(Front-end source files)

*-*-*

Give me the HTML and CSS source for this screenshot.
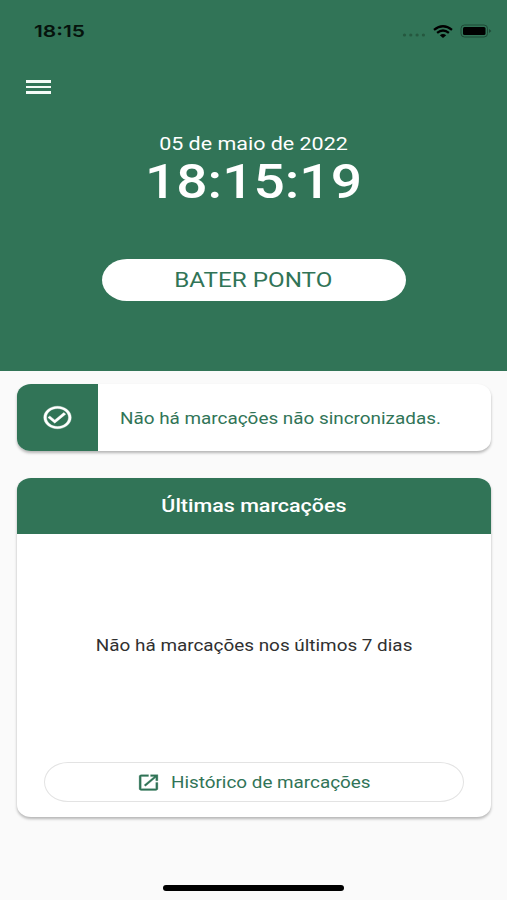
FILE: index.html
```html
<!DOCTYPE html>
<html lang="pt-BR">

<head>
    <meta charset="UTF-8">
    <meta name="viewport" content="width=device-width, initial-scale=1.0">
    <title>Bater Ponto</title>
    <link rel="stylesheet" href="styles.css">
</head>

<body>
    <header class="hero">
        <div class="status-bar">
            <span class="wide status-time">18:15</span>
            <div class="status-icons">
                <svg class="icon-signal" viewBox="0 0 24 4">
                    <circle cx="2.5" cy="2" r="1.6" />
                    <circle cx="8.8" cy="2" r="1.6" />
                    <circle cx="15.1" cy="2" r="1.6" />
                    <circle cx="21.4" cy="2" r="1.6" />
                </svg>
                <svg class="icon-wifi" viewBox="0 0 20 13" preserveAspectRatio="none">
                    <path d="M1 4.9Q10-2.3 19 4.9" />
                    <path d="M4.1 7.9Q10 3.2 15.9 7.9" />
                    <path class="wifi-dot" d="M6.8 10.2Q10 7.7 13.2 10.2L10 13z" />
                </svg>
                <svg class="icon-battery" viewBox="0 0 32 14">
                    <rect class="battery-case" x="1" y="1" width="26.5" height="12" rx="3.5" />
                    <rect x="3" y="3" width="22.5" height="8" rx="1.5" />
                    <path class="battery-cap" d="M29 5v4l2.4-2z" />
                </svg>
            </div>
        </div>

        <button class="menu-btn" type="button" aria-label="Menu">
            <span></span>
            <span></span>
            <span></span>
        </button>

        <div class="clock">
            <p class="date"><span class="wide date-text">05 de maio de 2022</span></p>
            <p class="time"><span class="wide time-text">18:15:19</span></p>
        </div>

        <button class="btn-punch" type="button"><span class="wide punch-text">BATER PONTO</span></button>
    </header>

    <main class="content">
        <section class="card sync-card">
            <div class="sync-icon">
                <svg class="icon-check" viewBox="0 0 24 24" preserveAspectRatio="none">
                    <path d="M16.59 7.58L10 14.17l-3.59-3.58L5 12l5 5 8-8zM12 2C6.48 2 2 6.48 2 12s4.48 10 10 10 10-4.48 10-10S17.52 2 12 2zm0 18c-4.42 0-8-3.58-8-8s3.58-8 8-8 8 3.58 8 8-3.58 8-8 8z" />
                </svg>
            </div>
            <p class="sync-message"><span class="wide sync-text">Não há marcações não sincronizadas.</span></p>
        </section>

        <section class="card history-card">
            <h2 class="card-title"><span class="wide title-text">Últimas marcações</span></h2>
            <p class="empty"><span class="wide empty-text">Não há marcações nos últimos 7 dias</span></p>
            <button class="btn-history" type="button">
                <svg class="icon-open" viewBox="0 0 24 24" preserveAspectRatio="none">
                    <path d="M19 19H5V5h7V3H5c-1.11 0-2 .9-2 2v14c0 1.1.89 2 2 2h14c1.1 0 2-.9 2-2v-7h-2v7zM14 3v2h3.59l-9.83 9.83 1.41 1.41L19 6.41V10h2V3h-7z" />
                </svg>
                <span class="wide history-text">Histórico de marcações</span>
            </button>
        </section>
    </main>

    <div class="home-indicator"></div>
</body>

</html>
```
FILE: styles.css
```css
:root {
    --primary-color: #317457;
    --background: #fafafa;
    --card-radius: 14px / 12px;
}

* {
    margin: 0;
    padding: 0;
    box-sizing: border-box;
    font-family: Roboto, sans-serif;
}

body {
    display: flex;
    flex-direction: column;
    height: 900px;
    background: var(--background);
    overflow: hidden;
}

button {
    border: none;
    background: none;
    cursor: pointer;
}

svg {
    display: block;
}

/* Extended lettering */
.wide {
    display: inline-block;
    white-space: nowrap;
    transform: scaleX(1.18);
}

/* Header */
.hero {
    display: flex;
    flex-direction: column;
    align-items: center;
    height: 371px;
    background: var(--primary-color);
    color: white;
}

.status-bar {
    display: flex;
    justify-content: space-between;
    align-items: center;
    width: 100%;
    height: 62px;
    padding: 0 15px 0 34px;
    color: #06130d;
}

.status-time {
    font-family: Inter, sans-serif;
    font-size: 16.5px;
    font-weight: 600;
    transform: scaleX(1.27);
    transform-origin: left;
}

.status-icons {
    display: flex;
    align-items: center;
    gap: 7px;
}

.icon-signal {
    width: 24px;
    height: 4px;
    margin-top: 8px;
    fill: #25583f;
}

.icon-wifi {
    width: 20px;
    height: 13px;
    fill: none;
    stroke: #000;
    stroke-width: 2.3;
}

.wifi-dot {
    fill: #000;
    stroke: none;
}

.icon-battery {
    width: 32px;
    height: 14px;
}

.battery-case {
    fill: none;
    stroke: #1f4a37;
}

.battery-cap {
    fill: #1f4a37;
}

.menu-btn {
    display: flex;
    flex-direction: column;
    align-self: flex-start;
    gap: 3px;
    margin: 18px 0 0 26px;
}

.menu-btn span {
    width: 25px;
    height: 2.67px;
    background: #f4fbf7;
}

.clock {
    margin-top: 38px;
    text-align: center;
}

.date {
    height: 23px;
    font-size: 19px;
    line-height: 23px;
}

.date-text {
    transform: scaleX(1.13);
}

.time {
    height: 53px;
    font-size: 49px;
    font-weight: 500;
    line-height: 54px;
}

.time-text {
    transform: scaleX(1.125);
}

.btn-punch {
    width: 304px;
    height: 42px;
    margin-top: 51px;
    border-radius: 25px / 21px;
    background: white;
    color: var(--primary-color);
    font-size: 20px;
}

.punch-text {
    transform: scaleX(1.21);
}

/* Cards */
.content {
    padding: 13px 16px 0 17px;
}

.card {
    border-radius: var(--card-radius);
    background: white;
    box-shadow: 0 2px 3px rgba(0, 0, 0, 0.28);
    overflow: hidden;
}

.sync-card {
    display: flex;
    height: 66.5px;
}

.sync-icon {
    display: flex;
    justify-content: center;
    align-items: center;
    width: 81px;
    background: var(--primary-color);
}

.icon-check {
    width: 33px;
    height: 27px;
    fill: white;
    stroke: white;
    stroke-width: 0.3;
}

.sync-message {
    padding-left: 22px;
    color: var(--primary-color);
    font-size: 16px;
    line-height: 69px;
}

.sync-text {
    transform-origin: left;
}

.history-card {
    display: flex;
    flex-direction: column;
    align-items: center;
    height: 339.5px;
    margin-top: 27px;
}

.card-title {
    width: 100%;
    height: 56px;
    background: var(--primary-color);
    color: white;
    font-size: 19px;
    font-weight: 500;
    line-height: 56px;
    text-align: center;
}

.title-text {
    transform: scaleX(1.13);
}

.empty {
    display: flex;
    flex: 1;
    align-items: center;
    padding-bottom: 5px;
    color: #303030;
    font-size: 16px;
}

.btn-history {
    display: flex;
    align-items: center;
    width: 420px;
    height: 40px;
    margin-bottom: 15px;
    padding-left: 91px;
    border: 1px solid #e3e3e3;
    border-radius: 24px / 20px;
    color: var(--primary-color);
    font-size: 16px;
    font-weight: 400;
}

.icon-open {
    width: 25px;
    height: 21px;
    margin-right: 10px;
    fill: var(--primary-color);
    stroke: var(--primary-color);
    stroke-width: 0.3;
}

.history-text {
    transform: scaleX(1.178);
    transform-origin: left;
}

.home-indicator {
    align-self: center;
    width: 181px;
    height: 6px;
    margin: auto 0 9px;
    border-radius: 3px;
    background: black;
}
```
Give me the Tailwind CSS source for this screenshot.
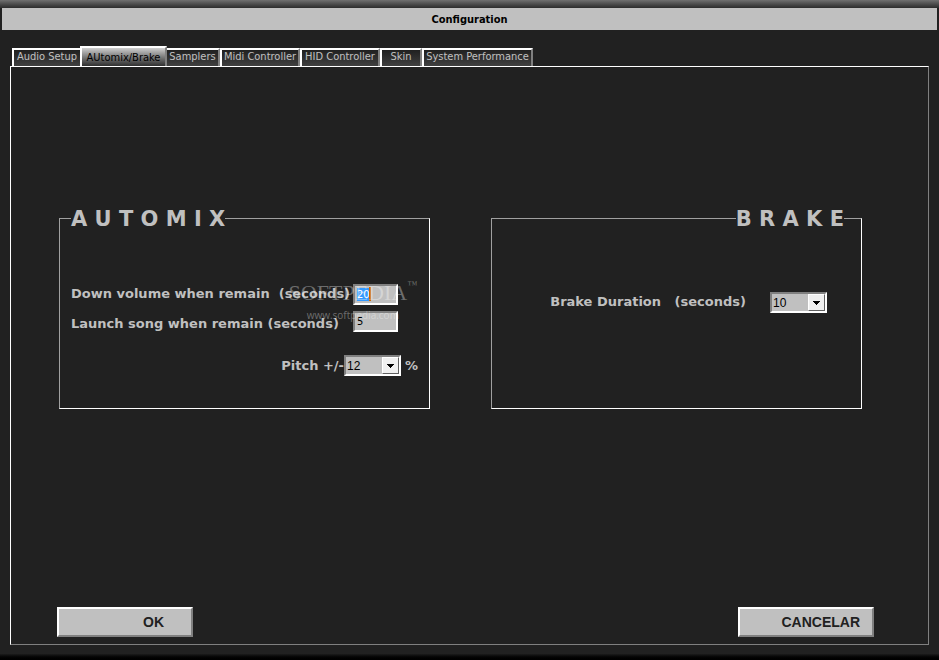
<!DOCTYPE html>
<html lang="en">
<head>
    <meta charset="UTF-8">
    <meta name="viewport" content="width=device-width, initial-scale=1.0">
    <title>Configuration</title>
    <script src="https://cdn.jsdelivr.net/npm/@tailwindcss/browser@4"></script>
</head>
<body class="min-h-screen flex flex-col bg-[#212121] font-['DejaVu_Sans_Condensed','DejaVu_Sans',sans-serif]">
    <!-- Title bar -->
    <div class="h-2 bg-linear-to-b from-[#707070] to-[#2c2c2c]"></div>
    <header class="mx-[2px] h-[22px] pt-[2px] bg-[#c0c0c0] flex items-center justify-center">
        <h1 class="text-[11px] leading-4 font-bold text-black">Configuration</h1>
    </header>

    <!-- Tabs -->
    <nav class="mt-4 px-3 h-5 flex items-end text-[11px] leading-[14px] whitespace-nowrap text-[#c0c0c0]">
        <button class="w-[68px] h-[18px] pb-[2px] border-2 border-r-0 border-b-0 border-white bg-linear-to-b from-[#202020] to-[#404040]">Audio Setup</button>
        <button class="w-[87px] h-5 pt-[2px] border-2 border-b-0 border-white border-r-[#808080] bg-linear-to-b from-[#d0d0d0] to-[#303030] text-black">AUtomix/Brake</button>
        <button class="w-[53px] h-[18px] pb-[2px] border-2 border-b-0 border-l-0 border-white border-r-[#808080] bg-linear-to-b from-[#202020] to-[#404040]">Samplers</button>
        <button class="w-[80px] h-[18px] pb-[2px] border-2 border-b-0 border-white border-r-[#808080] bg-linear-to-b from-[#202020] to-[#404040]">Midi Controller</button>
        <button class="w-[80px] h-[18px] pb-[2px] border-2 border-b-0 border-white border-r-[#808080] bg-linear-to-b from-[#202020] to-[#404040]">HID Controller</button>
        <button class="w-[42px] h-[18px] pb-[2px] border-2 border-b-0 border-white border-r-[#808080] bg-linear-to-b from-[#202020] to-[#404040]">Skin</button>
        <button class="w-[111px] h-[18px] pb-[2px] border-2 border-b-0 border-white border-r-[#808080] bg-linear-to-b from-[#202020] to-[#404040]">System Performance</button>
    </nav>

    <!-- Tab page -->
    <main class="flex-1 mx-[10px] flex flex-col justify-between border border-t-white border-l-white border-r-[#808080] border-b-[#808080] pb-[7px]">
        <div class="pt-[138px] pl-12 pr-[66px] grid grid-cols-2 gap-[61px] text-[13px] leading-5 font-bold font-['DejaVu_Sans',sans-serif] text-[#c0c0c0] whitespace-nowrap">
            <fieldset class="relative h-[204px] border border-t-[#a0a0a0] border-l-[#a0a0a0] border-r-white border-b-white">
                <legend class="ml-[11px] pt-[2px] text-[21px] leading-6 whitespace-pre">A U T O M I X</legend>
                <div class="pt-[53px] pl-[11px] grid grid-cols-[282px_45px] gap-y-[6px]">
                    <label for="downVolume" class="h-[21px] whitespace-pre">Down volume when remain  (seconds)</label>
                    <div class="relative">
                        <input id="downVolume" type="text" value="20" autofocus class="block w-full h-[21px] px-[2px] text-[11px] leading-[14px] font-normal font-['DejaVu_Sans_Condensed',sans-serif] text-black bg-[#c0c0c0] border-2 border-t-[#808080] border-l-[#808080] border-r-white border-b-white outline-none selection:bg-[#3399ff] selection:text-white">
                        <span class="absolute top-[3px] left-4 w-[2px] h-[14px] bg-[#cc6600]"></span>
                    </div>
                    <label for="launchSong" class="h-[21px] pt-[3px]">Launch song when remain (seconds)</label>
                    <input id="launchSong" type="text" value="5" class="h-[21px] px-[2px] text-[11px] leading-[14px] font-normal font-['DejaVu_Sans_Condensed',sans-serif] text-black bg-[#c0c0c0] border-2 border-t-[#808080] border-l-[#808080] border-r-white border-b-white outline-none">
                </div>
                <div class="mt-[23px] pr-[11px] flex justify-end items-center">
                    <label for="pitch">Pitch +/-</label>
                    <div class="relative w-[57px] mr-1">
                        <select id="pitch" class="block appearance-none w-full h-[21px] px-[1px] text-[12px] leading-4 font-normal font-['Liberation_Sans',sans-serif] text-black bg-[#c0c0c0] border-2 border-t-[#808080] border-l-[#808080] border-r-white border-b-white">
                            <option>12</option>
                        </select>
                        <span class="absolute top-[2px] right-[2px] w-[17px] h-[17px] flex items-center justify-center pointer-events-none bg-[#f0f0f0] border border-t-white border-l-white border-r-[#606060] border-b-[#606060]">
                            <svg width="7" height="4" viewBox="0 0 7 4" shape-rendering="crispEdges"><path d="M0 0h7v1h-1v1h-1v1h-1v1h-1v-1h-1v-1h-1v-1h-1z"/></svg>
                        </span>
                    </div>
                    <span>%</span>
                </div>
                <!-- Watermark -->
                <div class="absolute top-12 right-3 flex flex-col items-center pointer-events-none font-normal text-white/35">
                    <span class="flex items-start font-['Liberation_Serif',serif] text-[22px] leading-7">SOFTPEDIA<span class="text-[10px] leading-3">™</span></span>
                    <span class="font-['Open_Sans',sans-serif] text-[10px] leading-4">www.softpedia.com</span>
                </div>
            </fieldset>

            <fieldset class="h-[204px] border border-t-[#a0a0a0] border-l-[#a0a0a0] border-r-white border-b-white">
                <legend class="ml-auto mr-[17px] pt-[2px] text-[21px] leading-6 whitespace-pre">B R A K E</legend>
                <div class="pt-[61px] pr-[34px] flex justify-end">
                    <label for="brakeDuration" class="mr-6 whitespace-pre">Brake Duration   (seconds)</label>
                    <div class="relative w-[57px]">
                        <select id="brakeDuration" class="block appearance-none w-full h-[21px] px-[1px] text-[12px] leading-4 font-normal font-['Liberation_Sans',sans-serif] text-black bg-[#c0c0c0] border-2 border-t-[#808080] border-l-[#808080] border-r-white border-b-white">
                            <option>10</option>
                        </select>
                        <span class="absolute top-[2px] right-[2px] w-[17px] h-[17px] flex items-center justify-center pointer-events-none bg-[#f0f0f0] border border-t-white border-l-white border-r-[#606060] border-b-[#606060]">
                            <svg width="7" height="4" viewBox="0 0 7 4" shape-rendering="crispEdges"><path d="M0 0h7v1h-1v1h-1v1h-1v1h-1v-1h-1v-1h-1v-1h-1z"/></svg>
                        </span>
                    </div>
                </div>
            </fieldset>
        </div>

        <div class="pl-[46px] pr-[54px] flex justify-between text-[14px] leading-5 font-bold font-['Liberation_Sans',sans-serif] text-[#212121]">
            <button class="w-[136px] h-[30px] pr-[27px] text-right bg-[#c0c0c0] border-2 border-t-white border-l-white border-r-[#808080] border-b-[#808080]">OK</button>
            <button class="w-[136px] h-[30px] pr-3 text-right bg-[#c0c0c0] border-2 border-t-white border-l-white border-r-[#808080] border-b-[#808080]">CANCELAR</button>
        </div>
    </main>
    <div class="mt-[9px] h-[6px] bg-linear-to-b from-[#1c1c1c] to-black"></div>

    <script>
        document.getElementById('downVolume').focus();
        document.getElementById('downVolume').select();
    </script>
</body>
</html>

*-*-*

▶ [Work to complete] Copy out all lines above that include the string "Give".

▶ [Response]
Give me the HTML and CSS source for this screenshot.
Give me the Tailwind CSS source for this screenshot.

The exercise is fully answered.